### [What is expected]
Copy each line below in which the word "components" occurs.

__________________________________________________

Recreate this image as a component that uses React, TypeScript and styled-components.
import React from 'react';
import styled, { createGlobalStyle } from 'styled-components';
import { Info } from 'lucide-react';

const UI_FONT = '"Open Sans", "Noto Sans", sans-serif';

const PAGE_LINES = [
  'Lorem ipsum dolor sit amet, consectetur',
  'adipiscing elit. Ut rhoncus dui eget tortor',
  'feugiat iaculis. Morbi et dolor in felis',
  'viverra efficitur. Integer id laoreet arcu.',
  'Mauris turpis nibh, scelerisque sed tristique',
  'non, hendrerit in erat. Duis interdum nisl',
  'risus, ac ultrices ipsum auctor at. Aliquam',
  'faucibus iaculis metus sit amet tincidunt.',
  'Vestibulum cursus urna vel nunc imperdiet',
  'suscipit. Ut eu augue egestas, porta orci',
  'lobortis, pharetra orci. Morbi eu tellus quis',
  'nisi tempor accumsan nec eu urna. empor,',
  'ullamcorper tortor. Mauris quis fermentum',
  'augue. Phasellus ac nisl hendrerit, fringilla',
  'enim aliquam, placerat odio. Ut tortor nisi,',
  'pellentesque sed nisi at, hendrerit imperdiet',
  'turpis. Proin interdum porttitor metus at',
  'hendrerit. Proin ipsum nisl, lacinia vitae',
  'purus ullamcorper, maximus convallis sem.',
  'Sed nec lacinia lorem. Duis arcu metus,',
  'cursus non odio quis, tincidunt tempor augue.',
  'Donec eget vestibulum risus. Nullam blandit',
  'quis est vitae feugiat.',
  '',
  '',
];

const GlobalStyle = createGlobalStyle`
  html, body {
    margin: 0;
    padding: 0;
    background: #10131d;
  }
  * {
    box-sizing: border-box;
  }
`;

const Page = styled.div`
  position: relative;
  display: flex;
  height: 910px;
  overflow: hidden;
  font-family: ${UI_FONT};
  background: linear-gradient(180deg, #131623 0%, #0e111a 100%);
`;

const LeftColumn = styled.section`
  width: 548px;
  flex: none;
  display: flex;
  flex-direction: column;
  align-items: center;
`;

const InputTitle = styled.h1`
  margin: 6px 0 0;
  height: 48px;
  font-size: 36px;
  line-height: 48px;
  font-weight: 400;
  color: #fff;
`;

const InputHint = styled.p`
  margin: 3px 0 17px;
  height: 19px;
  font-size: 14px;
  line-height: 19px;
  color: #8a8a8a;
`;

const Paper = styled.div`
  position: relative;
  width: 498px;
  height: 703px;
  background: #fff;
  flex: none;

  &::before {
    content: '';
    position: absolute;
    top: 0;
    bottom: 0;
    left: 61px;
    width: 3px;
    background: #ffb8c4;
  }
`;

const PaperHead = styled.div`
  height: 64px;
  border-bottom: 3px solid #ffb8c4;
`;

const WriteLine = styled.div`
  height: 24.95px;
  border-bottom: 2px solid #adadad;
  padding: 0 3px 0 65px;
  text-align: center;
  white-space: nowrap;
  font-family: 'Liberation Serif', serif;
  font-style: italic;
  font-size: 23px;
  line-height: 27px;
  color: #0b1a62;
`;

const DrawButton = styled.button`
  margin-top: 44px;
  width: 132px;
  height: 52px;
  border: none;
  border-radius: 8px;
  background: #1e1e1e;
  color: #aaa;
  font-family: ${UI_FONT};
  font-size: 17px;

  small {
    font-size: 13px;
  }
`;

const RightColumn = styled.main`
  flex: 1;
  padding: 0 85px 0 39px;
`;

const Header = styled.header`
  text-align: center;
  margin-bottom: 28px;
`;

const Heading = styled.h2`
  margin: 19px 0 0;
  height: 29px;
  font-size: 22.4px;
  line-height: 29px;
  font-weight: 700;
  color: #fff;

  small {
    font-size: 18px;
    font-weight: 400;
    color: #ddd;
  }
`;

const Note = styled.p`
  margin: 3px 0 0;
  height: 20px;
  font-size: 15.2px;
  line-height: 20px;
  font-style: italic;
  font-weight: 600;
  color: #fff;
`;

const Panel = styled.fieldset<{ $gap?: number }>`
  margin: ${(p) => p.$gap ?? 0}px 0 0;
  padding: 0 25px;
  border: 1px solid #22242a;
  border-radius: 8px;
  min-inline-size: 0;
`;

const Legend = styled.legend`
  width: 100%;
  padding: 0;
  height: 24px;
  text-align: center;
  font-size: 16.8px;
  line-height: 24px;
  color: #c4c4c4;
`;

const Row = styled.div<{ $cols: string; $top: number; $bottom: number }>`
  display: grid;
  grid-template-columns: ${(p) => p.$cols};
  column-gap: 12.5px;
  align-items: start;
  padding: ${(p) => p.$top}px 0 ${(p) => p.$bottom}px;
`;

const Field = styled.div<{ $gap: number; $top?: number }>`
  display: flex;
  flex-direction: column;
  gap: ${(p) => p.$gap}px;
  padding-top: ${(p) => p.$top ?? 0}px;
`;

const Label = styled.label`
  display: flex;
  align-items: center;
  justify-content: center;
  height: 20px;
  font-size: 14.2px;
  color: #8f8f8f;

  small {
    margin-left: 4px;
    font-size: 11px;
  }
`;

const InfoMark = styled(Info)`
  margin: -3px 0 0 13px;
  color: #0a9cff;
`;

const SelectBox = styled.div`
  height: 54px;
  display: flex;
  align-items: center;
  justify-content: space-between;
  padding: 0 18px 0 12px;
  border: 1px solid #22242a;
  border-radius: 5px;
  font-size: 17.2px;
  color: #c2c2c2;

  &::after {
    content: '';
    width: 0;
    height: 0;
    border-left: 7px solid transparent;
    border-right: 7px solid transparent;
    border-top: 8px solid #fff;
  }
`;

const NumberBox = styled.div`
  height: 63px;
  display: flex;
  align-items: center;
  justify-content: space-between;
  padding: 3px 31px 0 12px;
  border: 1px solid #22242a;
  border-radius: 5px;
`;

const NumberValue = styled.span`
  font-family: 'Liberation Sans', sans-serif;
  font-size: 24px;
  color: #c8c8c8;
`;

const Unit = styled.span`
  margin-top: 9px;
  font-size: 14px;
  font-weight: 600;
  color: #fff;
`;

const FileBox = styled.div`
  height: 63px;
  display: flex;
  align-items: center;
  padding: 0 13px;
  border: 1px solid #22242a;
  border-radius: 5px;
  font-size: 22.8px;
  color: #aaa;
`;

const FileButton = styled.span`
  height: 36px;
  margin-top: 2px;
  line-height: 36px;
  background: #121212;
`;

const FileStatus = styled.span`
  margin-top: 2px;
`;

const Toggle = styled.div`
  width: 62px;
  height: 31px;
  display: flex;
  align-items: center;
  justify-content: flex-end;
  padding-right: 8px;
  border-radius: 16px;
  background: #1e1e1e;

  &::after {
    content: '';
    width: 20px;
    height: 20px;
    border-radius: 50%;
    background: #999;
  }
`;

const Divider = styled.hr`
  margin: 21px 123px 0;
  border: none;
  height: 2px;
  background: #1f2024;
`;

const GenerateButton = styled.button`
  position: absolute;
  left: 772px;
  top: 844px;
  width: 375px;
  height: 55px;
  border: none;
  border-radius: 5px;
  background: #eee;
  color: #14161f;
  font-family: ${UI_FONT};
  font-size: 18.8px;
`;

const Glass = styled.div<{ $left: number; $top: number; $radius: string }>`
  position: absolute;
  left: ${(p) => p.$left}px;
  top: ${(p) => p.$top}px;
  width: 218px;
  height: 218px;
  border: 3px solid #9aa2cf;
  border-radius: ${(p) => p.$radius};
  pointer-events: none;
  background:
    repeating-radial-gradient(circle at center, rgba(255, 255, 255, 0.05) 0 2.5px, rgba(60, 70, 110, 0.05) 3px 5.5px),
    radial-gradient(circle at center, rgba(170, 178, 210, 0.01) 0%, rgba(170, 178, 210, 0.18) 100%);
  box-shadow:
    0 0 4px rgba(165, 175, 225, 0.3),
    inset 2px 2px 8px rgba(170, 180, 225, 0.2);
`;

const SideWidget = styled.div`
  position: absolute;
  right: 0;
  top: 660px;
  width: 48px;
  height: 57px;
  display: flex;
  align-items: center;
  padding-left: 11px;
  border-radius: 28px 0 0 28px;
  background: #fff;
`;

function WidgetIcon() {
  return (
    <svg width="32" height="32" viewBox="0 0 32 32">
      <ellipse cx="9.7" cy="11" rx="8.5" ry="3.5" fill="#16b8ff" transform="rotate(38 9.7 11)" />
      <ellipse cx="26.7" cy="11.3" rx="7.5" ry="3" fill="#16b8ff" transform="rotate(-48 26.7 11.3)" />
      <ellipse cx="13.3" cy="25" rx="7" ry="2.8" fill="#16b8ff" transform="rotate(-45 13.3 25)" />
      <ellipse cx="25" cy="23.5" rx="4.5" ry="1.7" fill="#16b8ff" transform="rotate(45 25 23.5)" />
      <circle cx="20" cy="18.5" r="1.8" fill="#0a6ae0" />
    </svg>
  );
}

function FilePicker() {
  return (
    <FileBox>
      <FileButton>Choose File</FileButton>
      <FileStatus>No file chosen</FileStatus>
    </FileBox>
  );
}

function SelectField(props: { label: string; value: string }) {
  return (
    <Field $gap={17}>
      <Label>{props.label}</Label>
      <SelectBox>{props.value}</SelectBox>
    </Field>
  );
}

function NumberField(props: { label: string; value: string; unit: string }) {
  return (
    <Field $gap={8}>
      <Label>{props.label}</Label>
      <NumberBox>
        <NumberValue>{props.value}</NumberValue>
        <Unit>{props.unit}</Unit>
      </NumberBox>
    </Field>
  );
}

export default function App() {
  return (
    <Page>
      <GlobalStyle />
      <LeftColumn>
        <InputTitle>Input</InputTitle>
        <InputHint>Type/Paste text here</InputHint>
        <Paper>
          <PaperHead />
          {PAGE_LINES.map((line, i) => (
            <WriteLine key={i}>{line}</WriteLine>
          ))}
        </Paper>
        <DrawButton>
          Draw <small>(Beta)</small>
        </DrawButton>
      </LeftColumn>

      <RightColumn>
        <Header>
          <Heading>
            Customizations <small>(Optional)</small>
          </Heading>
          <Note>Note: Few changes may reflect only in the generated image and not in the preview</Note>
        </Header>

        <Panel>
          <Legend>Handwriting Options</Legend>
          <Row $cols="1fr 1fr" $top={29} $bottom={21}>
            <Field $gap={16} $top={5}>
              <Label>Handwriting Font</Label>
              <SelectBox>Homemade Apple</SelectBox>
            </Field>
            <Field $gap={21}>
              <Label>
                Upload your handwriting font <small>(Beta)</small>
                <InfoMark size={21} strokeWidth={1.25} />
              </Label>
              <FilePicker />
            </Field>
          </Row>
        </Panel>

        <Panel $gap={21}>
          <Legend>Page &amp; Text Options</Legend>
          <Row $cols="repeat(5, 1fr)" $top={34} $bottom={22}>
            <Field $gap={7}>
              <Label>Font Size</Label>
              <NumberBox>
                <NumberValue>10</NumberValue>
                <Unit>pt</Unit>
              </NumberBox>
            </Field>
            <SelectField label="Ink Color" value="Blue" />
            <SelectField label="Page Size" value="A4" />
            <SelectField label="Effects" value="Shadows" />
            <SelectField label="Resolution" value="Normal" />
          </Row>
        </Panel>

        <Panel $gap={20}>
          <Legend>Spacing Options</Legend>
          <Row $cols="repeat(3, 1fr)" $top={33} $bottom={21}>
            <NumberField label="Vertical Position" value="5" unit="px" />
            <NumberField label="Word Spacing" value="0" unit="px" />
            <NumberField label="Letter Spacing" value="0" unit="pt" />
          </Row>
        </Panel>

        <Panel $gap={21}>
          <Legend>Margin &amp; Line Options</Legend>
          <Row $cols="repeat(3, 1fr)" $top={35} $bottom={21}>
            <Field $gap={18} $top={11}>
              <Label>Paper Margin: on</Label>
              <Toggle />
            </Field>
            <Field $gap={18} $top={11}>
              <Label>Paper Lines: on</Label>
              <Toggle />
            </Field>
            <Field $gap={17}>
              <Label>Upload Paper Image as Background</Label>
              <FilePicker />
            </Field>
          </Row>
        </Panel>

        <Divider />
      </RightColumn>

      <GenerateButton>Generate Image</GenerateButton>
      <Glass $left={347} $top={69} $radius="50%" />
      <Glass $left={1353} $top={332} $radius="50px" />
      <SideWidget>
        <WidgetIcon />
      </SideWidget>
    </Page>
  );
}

__________________________________________________

### [Reply to the task]
Recreate this image as a component that uses React, TypeScript and styled-components.
import styled, { createGlobalStyle } from 'styled-components';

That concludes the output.